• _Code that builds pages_
=======

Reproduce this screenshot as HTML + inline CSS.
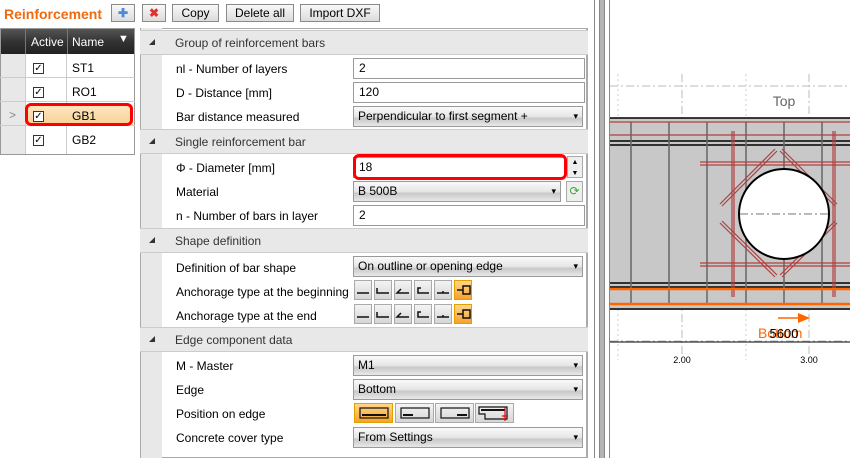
<!DOCTYPE html><html><head><style>
body{margin:0;width:850px;height:458px;background:#fff;font-family:"Liberation Sans",sans-serif;font-size:12px;color:#000;position:relative;overflow:hidden}
.a{position:absolute}
.btn{position:absolute;top:4px;height:18px;border:1px solid #8a8a8a;background:linear-gradient(#f8f8f8,#dcdcdc);font-size:12px;line-height:16px;text-align:center;box-sizing:border-box}
.grp{position:absolute;left:140px;width:448px;height:25px;background:#e8e8e8;border-top:1px solid #ccc;border-bottom:1px solid #ccc;box-sizing:border-box}
.grp span{position:absolute;left:35px;top:5px;color:#333}
.grp i{position:absolute;left:9px;top:8px;width:0;height:0;border-left:6px solid transparent;border-bottom:6px solid #333}
.lbl{position:absolute;left:176px}
.inp{position:absolute;left:353px;width:232px;height:21px;border:1px solid #9a9a9a;box-sizing:border-box;padding-left:5px;line-height:19px;background:#fff}
.dd{position:absolute;left:353px;width:230px;height:21px;border:1px solid #9a9a9a;box-sizing:border-box;padding-left:4px;line-height:19px;background:linear-gradient(#fafafa,#e6e6e6 50%,#c8c8c8 60%,#e8e8e8)}
.dd:after{content:"▾";position:absolute;right:4px;top:0;font-size:9px}
.ic{position:absolute;width:18px;height:20px;border:1px solid #aaa;box-sizing:border-box;background:linear-gradient(#f4f4f4,#d6d6d6)}
.ic.s{background:linear-gradient(#ffd68a,#f7a22b);border-color:#e0a000}
.row{position:absolute;left:0;width:135px;height:23px;border-bottom:1px solid #ccc}
.cb{position:absolute;left:33px;width:11px;height:11px;border:1px solid #333;box-sizing:border-box;background:#fff;font-size:10px;line-height:9px;text-align:center}
</style></head><body>
<div class="a" style="left:4px;top:6px;color:#f06a0f;font-weight:bold;font-size:14px">Reinforcement</div>
<div class="btn" style="left:111px;width:24px;color:#4a8ad8;font-weight:bold">✚</div>
<div class="btn" style="left:142px;width:24px;color:#e03030;font-weight:bold">✖</div>
<div class="btn" style="left:172px;width:47px">Copy</div>
<div class="btn" style="left:226px;width:68px">Delete all</div>
<div class="btn" style="left:300px;width:80px">Import DXF</div>
<div class="a" style="left:0;top:28px;width:135px;height:127px;border:1px solid #999;box-sizing:border-box"></div>
<div class="a" style="left:1px;top:29px;width:133px;height:25px;background:linear-gradient(#555,#333 50%,#222)"></div>
<div class="a" style="left:25px;top:29px;width:1px;height:25px;background:#777"></div>
<div class="a" style="left:67px;top:29px;width:1px;height:25px;background:#777"></div>
<div class="a" style="left:31px;top:35px;color:#fff">Active</div>
<div class="a" style="left:72px;top:35px;color:#fff">Name</div>
<div class="a" style="left:118px;top:33px;color:#fff;font-size:11px">▼</div>
<div class="a" style="left:1px;top:54px;width:24px;height:100px;background:#e8e8e8"></div>
<div class="a" style="left:25px;top:54px;width:1px;height:100px;background:#ccc"></div>
<div class="a" style="left:66px;top:54px;width:1px;height:100px;background:#ccc"></div>
<div class="row" style="top:54px"></div><div class="row" style="top:78px"></div><div class="row" style="top:102px"></div>
<div class="a" style="left:27px;top:105px;width:106px;height:21px;background:linear-gradient(#fde8c4,#f8cf90)"></div>
<div class="a" style="left:9px;top:108px;color:#888">&gt;</div>
<div class="a" style="left:72px;top:61px">ST1</div><div class="a" style="left:72px;top:85px">RO1</div><div class="a" style="left:72px;top:109px">GB1</div><div class="a" style="left:72px;top:133px">GB2</div>
<div class="cb" style="top:63px">✓</div><div class="cb" style="top:87px">✓</div><div class="cb" style="top:111px">✓</div><div class="cb" style="top:135px">✓</div>
<div class="a" style="left:25px;top:103px;width:108px;height:23px;border:3px solid #f00;border-radius:6px;box-sizing:border-box"></div>
<div class="a" style="left:140px;top:28px;width:448px;height:430px;border:1px solid #aaa;border-right:2px solid #aaa;box-sizing:border-box"></div>
<div class="a" style="left:141px;top:28px;width:21px;height:430px;background:#e8e8e8"></div>
<div class="grp" style="top:30px"><i></i><span>Group of reinforcement bars</span></div>
<div class="grp" style="top:129px"><i></i><span>Single reinforcement bar</span></div>
<div class="grp" style="top:228px"><i></i><span>Shape definition</span></div>
<div class="grp" style="top:327px"><i></i><span>Edge component data</span></div>
<div class="lbl" style="top:62px">nl - Number of layers</div><div class="inp" style="top:58px">2</div>
<div class="lbl" style="top:86px">D - Distance [mm]</div><div class="inp" style="top:82px">120</div>
<div class="lbl" style="top:110px">Bar distance measured</div><div class="dd" style="top:106px">Perpendicular to first segment +</div>
<div class="lbl" style="top:161px">Φ - Diameter [mm]</div><div class="inp" style="top:157px;width:212px">18</div>
<div class="a" style="left:567px;top:156px;width:16px;height:22px;font-size:7px;line-height:11px;text-align:center;background:#eee;border:1px solid #aaa;box-sizing:border-box">▲<br>▼</div>
<div class="a" style="left:353px;top:154px;width:214px;height:26px;border:3px solid #f00;border-radius:6px;box-sizing:border-box"></div>
<div class="lbl" style="top:185px">Material</div><div class="dd" style="top:181px;width:208px">B 500B</div>
<div class="a" style="left:566px;top:181px;width:17px;height:21px;border:1px solid #aaa;box-sizing:border-box;background:#eee;color:#3a3;text-align:center;line-height:19px">⟳</div>
<div class="lbl" style="top:209px">n - Number of bars in layer</div><div class="inp" style="top:205px">2</div>
<div class="lbl" style="top:261px">Definition of bar shape</div><div class="dd" style="top:256px">On outline or opening edge</div>
<div class="lbl" style="top:285px">Anchorage type at the beginning</div><div class="lbl" style="top:309px">Anchorage type at the end</div>
<div class="ic" style="left:354px;top:280px"></div><div class="ic" style="left:374px;top:280px"></div><div class="ic" style="left:394px;top:280px"></div><div class="ic" style="left:414px;top:280px"></div><div class="ic" style="left:434px;top:280px"></div><div class="ic s" style="left:454px;top:280px"></div>
<div class="ic" style="left:354px;top:304px"></div><div class="ic" style="left:374px;top:304px"></div><div class="ic" style="left:394px;top:304px"></div><div class="ic" style="left:414px;top:304px"></div><div class="ic" style="left:434px;top:304px"></div><div class="ic s" style="left:454px;top:304px"></div>
<svg class="a" style="left:354px;top:280px" width="120" height="44" fill="none" stroke="#111" stroke-width="1.5">
<g id="g"><path d="M3 13h12"/><path d="M23 8v5h12"/><path d="M47 9l-4 4h12"/><path d="M67 8h-3v5h11"/><path d="M83 13h12M89 11v2"/><path d="M103 10h6M109 6h7v8h-7z"/></g>
<use href="#g" y="24"/></svg>
<div class="lbl" style="top:359px">M - Master</div><div class="dd" style="top:355px">M1</div>
<div class="lbl" style="top:383px">Edge</div><div class="dd" style="top:379px">Bottom</div>
<div class="lbl" style="top:407px">Position on edge</div>
<div class="ic s" style="left:354px;top:403px;width:39px"></div><div class="ic" style="left:395px;top:403px;width:39px"></div><div class="ic" style="left:435px;top:403px;width:39px"></div><div class="ic" style="left:475px;top:403px;width:39px"></div>
<svg class="a" style="left:354px;top:403px" width="160" height="20" fill="none" stroke="#111" stroke-width="1.2">
<rect x="6" y="5" width="28" height="10"/><path d="M8 12h24" stroke-width="2"/>
<rect x="47" y="5" width="28" height="10"/><path d="M49 12h10" stroke-width="2"/>
<rect x="87" y="5" width="28" height="10"/><path d="M103 12h10" stroke-width="2"/>
<path d="M125 4h28v12h-22v-5h-6z"/><path d="M127 7h24" stroke-width="2"/><path d="M151 4v14M148 13h6" stroke="#e00"/></svg>
<div class="lbl" style="top:431px">Concrete cover type</div><div class="dd" style="top:427px">From Settings</div>
<div class="a" style="left:594px;top:0;width:1px;height:458px;background:#888"></div>
<div class="a" style="left:599px;top:0;width:6px;height:458px;background:#b4b4b4;border-left:1px solid #888;border-right:1px solid #888;box-sizing:border-box"></div>
<div class="a" style="left:609px;top:0;width:1px;height:458px;background:#888"></div>
<svg class="a" style="left:610px;top:0" width="240" height="458">
<g stroke="#bbb" stroke-dasharray="8 3 2 3" stroke-width="1"><path d="M0 86H240M0 341H240"/><path d="M72 74V360M199 74V360"/></g>
<g stroke="#ccc" stroke-dasharray="2 3"><path d="M8 74V360M136 74V360"/></g>
<text x="174" y="106" font-family="Liberation Sans" font-size="14" fill="#666" text-anchor="middle">Top</text>
<rect x="0" y="118" width="240" height="192" fill="#c8c8c8"/>
<g stroke="#000" stroke-width="1.5"><path d="M0 118H240M0 141H240M0 145H240M0 283H240M0 287H240M0 309H240"/></g>
<g stroke="#666" stroke-width="1.5"><path d="M21 122V304M59 122V304M97 122V304M136 122V304M174 122V304M212 122V304"/></g>
<g stroke="#b04040" stroke-width="1.2"><path d="M0 122H240M0 135H240M90 162H240M90 165H240M90 263H240M90 266H240M122 131V297M124 131V297M223 131V297M225 131V297"/>
<path d="M110 204L165 149M112 206L167 151M172 149L227 204M170 151L225 206M110 223L165 277M112 221L167 275M172 277L227 223M170 275L225 221"/></g>
<circle cx="174" cy="214" r="45" fill="#fff" stroke="#000" stroke-width="2"/>
<path d="M130 214H218" stroke="#777" stroke-dasharray="8 3 2 3"/>
<g stroke="#f60" stroke-width="2.5"><path d="M0 289H240M0 304H240"/></g>
<path d="M168 318H195" stroke="#f60" stroke-width="1.5"/><path d="M188 313L200 318L188 323Z" fill="#f60"/>
<text x="148" y="338" font-family="Liberation Sans" font-size="14" fill="#f60">Bottom</text>
<text x="174" y="338" font-family="Liberation Sans" font-size="13" fill="#000" text-anchor="middle">5600</text>
<path d="M0 342H240" stroke="#000"/>
<text x="72" y="363" font-family="Liberation Sans" font-size="9" text-anchor="middle">2.00</text>
<text x="199" y="363" font-family="Liberation Sans" font-size="9" text-anchor="middle">3.00</text>
</svg>
</body></html>
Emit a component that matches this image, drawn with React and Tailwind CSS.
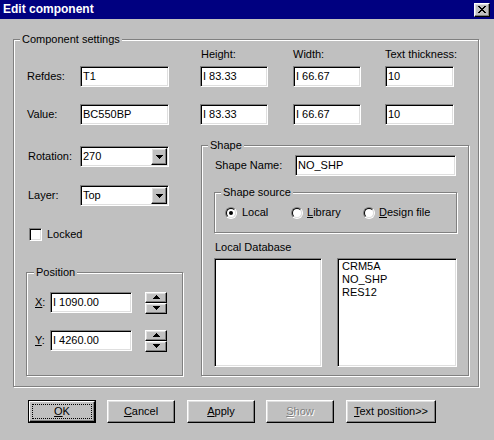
import React from "react";

const sunken =
  "border border-t-[#808080] border-l-[#808080] border-b-white border-r-white shadow-[inset_1px_1px_0_#000,inset_-1px_-1px_0_#dfdfdf]";
const raised =
  "border border-t-white border-l-white border-r-black border-b-black shadow-[inset_-1px_-1px_0_#808080,inset_1px_1px_0_#dfdfdf] bg-[#c0c0c0]";

function Down() {
  return (
    <svg width="7" height="4" shapeRendering="crispEdges">
      <rect x="0" y="0" width="7" height="1" />
      <rect x="1" y="1" width="5" height="1" />
      <rect x="2" y="2" width="3" height="1" />
      <rect x="3" y="3" width="1" height="1" />
    </svg>
  );
}

function Up() {
  return (
    <svg width="7" height="4" shapeRendering="crispEdges">
      <rect x="3" y="0" width="1" height="1" />
      <rect x="2" y="1" width="3" height="1" />
      <rect x="1" y="2" width="5" height="1" />
      <rect x="0" y="3" width="7" height="1" />
    </svg>
  );
}

function CloseX() {
  return (
    <svg width="8" height="7" shapeRendering="crispEdges">
      <rect x="0" y="0" width="2" height="1" />
      <rect x="6" y="0" width="2" height="1" />
      <rect x="1" y="1" width="2" height="1" />
      <rect x="5" y="1" width="2" height="1" />
      <rect x="2" y="2" width="4" height="1" />
      <rect x="3" y="3" width="2" height="1" />
      <rect x="2" y="4" width="4" height="1" />
      <rect x="1" y="5" width="2" height="1" />
      <rect x="5" y="5" width="2" height="1" />
      <rect x="0" y="6" width="2" height="1" />
      <rect x="6" y="6" width="2" height="1" />
    </svg>
  );
}

function Group({ label, className, labelCls, children }) {
  return (
    <div
      className={
        "relative border border-[#808080] shadow-[inset_1px_1px_0_#fff,1px_1px_0_#fff] " +
        className
      }
    >
      <span
        className={
          "absolute -top-[7px] px-[2px] bg-[#c0c0c0] leading-[13px] whitespace-nowrap " +
          labelCls
        }
      >
        {label}
      </span>
      {children}
    </div>
  );
}

function Input({ value, className }) {
  return (
    <div
      className={
        "h-[21px] bg-white pl-[2px] flex items-center whitespace-nowrap overflow-hidden " +
        sunken +
        " " +
        className
      }
    >
      {value}
    </div>
  );
}

function Combo({ value }) {
  return (
    <div
      className={
        "w-[89px] h-[21px] bg-white pl-[2px] pr-[1px] flex items-center " +
        sunken
      }
    >
      <span className="flex-1">{value}</span>
      <div
        className={
          "w-[16px] h-[17px] flex items-center justify-center " + raised
        }
      >
        <Down />
      </div>
    </div>
  );
}

function Spinner() {
  return (
    <div className="flex flex-col ml-[13px]">
      <div
        className={"w-[22px] h-[11px] flex items-center justify-center " + raised}
      >
        <Up />
      </div>
      <div
        className={"w-[22px] h-[11px] flex items-center justify-center " + raised}
      >
        <Down />
      </div>
    </div>
  );
}

function Radio({ checked }) {
  return (
    <div className="w-[12px] h-[12px] rounded-full border border-t-[#808080] border-l-[#808080] border-r-white border-b-white">
      <div className="w-full h-full rounded-full bg-white border border-t-black border-l-black border-r-[#dfdfdf] border-b-[#dfdfdf] flex items-center justify-center">
        {checked && <div className="w-[4px] h-[4px] rounded-full bg-black" />}
      </div>
    </div>
  );
}

function Button({ children, className, disabled }) {
  return (
    <div
      className={
        "h-[23px] flex items-center justify-center " +
        raised +
        " " +
        (disabled ? "text-[#808080] [text-shadow:1px_1px_0_#fff] " : "") +
        className
      }
    >
      <span>{children}</span>
    </div>
  );
}

export default function App() {
  return (
    <div className="w-[494px] h-[440px] bg-[#c0c0c0] overflow-hidden font-['Liberation_Sans',Arial,sans-serif] text-[11px] leading-[13px] text-black select-none">
      {/* Title bar */}
      <div className="h-[19px] bg-[#000080] flex items-center justify-between pl-[3px] pr-[4px]">
        <span className="text-white font-bold text-[12px] leading-[15px]">
          Edit component
        </span>
        <div
          className={
            "w-[16px] h-[14px] flex items-center justify-center " + raised
          }
        >
          <CloseX />
        </div>
      </div>

      {/* Component settings */}
      <Group
        label="Component settings"
        className="ml-[13px] mt-[20px] w-[466px] h-[348px]"
        labelCls="left-[6px]"
      >
        <div className="pl-[14px]">
          <div className="mt-[8px] flex h-[13px]">
            <div className="w-[173px]" />
            <span className="w-[92px]">Height:</span>
            <span className="w-[92px]">Width:</span>
            <span>Text thickness:</span>
          </div>
          <div className="mt-[5px] flex items-center h-[21px]">
            <span className="w-[52px] -ml-[1px] pl-[0px]">Refdes:</span>
            <Input value="T1" className="w-[89px] ml-[1px]" />
            <Input value="I 83.33" className="w-[68px] ml-[31px]" />
            <Input value="I 66.67" className="w-[68px] ml-[25px]" />
            <Input value="10" className="w-[69px] ml-[24px]" />
          </div>
          <div className="mt-[17px] flex items-center h-[21px]">
            <span className="w-[52px] -ml-[1px]">Value:</span>
            <Input value="BC550BP" className="w-[89px] ml-[1px]" />
            <Input value="I 83.33" className="w-[68px] ml-[31px]" />
            <Input value="I 66.67" className="w-[68px] ml-[25px]" />
            <Input value="10" className="w-[69px] ml-[24px]" />
          </div>
        </div>

        <div className="mt-[20px] flex pl-[12px]">
          {/* Left column */}
          <div className="w-[175px] flex flex-col">
            <div className="mt-[1px] pl-[2px] flex items-center h-[21px]">
              <span className="w-[52px]">Rotation:</span>
              <Combo value="270" />
            </div>
            <div className="mt-[18px] pl-[2px] flex items-center h-[21px]">
              <span className="w-[52px]">Layer:</span>
              <Combo value="Top" />
            </div>
            <div className="mt-[22px] pl-[3px] flex items-center h-[13px]">
              <div className={"w-[13px] h-[13px] bg-white " + sunken} />
              <span className="ml-[5px]">Locked</span>
            </div>
            <Group
              label="Position"
              className="mt-[31px] w-[157px] h-[104px]"
              labelCls="left-[7px]"
            >
              <div className="mt-[18px] flex items-center h-[23px] pl-[8px]">
                <span className="w-[15px]">
                  <u>X</u>:
                </span>
                <Input value="I 1090.00" className="w-[82px]" />
                <Spinner />
              </div>
              <div className="mt-[15px] flex items-center h-[23px] pl-[8px]">
                <span className="w-[15px]">
                  <u>Y</u>:
                </span>
                <Input value="I 4260.00" className="w-[82px]" />
                <Spinner />
              </div>
            </Group>
          </div>

          {/* Shape */}
          <Group
            label="Shape"
            className="w-[268px] h-[231px]"
            labelCls="left-[6px]"
          >
            <div className="mt-[9px] flex items-center h-[21px] pl-[13px]">
              <span className="w-[80px]">Shape Name:</span>
              <Input value="NO_SHP" className="w-[161px]" />
            </div>
            <Group
              label="Shape source"
              className="mt-[16px] ml-[12px] w-[243px] h-[41px]"
              labelCls="left-[6px]"
            >
              <div className="mt-[13px] flex items-center h-[13px] pl-[10px]">
                <div className="w-[66px] flex items-center">
                  <Radio checked />
                  <span className="ml-[5px]">Local</span>
                </div>
                <div className="w-[72px] flex items-center">
                  <Radio />
                  <span className="ml-[4px]">
                    <u>L</u>ibrary
                  </span>
                </div>
                <div className="flex items-center">
                  <Radio />
                  <span className="ml-[4px]">
                    <u>D</u>esign file
                  </span>
                </div>
              </div>
            </Group>
            <div className="mt-[8px] h-[13px] pl-[13px]">Local Database</div>
            <div className="mt-[4px] flex pl-[12px]">
              <div className={"w-[108px] h-[109px] bg-white " + sunken} />
              <div
                className={
                  "ml-[15px] w-[120px] h-[109px] bg-white pl-[4px] pt-[1px] flex flex-col " +
                  sunken
                }
              >
                <span>CRM5A</span>
                <span>NO_SHP</span>
                <span>RES12</span>
              </div>
            </div>
          </Group>
        </div>
      </Group>

      {/* Buttons */}
      <div className="mt-[13px] flex pl-[28px]">
        <div className="w-[68px] h-[23px] border border-black">
          <div
            className={
              "w-full h-full p-[2px] flex border border-t-white border-l-white border-r-black border-b-black shadow-[inset_-1px_-1px_0_#808080]"
            }
          >
            <div className="flex-1 border border-dotted border-black flex items-center justify-center">
              <span>
                <u>O</u>K
              </span>
            </div>
          </div>
        </div>
        <Button className="w-[68px] ml-[11px]">
          <u>C</u>ancel
        </Button>
        <Button className="w-[68px] ml-[12px]">
          <u>A</u>pply
        </Button>
        <Button className="w-[68px] ml-[11px]" disabled>
          <u>S</u>how
        </Button>
        <Button className="w-[90px] ml-[12px]">
          <u>T</u>ext position&gt;&gt;
        </Button>
      </div>
    </div>
  );
}
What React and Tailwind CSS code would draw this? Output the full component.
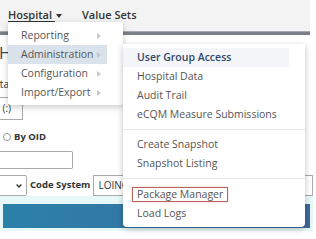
import React from 'react'

function Caret({ className = '' }) {
  return (
    <svg width="6" height="4" viewBox="0 0 6 4" className={className}>
      <path d="M0 0h6L3 4z" fill="currentColor" />
    </svg>
  )
}

function Chevron() {
  return (
    <svg width="4" height="6" viewBox="0 0 4 6" className="text-[#c4c8cc]">
      <path d="M0 0l4 3-4 3z" fill="currentColor" />
    </svg>
  )
}

function SelectArrow() {
  return (
    <svg width="6" height="4" viewBox="0 0 6 4" fill="none" stroke="#333" strokeWidth="1.4">
      <path d="M0.6 0.6L3 3l2.4-2.4" />
    </svg>
  )
}

const mainItems = ['Reporting', 'Administration', 'Configuration', 'Import/Export']

function MainMenu() {
  return (
    <div className="absolute left-[8px] top-[22px] w-[115px] h-[83px] bg-white rounded-[3px] shadow-[0_2px_6px_rgba(0,0,0,0.22)] pt-[4px] pr-[16px]">
      {mainItems.map(item => (
        <div
          key={item}
          className={`h-[19px] flex items-center justify-between pl-[13px] pr-[6px] text-[10.5px] text-[#555] ${item === 'Administration' ? 'bg-[#dae2eb]' : ''}`}
        >
          <span>{item}</span>
          <Chevron />
        </div>
      ))}
    </div>
  )
}

function SubItem({ children, active = false }) {
  return (
    <div
      className={`h-[19px] flex items-center pl-[14px] mr-[16px] text-[10.5px] ${active ? 'bg-[#f3f5f8] font-semibold text-[#33476b]' : 'text-[#555]'}`}
    >
      {children}
    </div>
  )
}

function SubMenu() {
  return (
    <div className="absolute left-[123px] top-[44px] w-[182px] h-[183px] bg-white rounded-b-[4px] shadow-[0_2px_6px_rgba(0,0,0,0.25)] pt-[4px]">
      <SubItem active>User Group Access</SubItem>
      <SubItem>Hospital Data</SubItem>
      <SubItem>Audit Trail</SubItem>
      <SubItem>eCQM Measure Submissions</SubItem>
      <div className="h-px bg-[#e6e6e6] my-[5px]" />
      <SubItem>Create Snapshot</SubItem>
      <SubItem>Snapshot Listing</SubItem>
      <div className="h-px bg-[#e6e6e6] mt-[5px] mb-[6px]" />
      <SubItem>
        <span className="-ml-[5px] px-[4px] leading-[13px] border-[1.5px] border-[#b8645b] shadow-[0_0_2px_#f4c2c0]">
          Package Manager
        </span>
      </SubItem>
      <SubItem>Load Logs</SubItem>
    </div>
  )
}

export default function App() {
  return (
    <div className="relative w-[316px] h-[239px] overflow-hidden bg-white font-['Open_Sans',sans-serif]">
      {/* top nav */}
      <div className="w-[310px] h-[31px] bg-[#f3f3f3] flex items-center pl-[8px] text-[11px] font-semibold text-[#333]">
        <span className="underline underline-offset-2">Hospital&nbsp;</span>
        <Caret className="ml-[1px]" />
        <span className="ml-[20px]">Value Sets</span>
      </div>
      <div className="w-[310px] h-[4px] bg-[#7b7f88] border-t border-[#a4a8ae]" />

      {/* page body, mostly covered by the menus */}
      <div className="mt-[3px] h-[30px] leading-[30px] text-[16.5px] text-[#444] -ml-[1px]">Hospital Data</div>
      <div className="mt-[8px] h-[16px] leading-[16px] text-[10px] text-[#333] -ml-[13px]">Data Type</div>
      <div className="mt-[5px] w-[23px] h-[23px] border border-l-0 border-[#aaa] flex items-center justify-end gap-[6px] pr-[5px] overflow-hidden whitespace-nowrap text-[10px] text-[#333]">
        <span>Period (:)</span>
        <SelectArrow />
      </div>
      <div className="mt-[9px] h-[16px] flex items-center pl-[3px] text-[9.5px] font-bold text-[#333]">
        <span className="w-[8px] h-[8px] rounded-full border border-[#999]" />
        <span className="ml-[3px]">By OID</span>
      </div>
      <div className="mt-[6px] w-[73px] h-[18px] border border-l-0 border-[#aaa] rounded-r-[2px]" />
      <div className="mt-[6px] h-[21px] flex items-stretch text-[9.5px] font-bold text-[#333]">
        <div className="w-[27px] border border-l-0 border-[#aaa] rounded-r-[2px] flex items-center justify-end pr-[4px]">
          <SelectArrow />
        </div>
        <span className="ml-[3px] flex items-center">Code System</span>
        <div className="ml-[3px] w-[220px] border border-[#aaa] flex items-center pl-[4px] font-normal text-[10px]">LOINC</div>
      </div>
      <div className="w-[313px] bg-[#e8f8f8] pt-[8px] pb-[3px] px-[3px]">
        <div className="h-[24px] bg-gradient-to-r from-[#2a81aa] to-[#3c6a9c]" />
      </div>

      <MainMenu />
      <SubMenu />
    </div>
  )
}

=======

• _Problem details_
Show all lines from the listing above in which "this" appears.

• _Complete output_
Reproduce this screenshot as HTML + inline CSS.
Emit a component that matches this image, drawn with React and Tailwind CSS.
What React and Tailwind CSS code would draw this? Output the full component.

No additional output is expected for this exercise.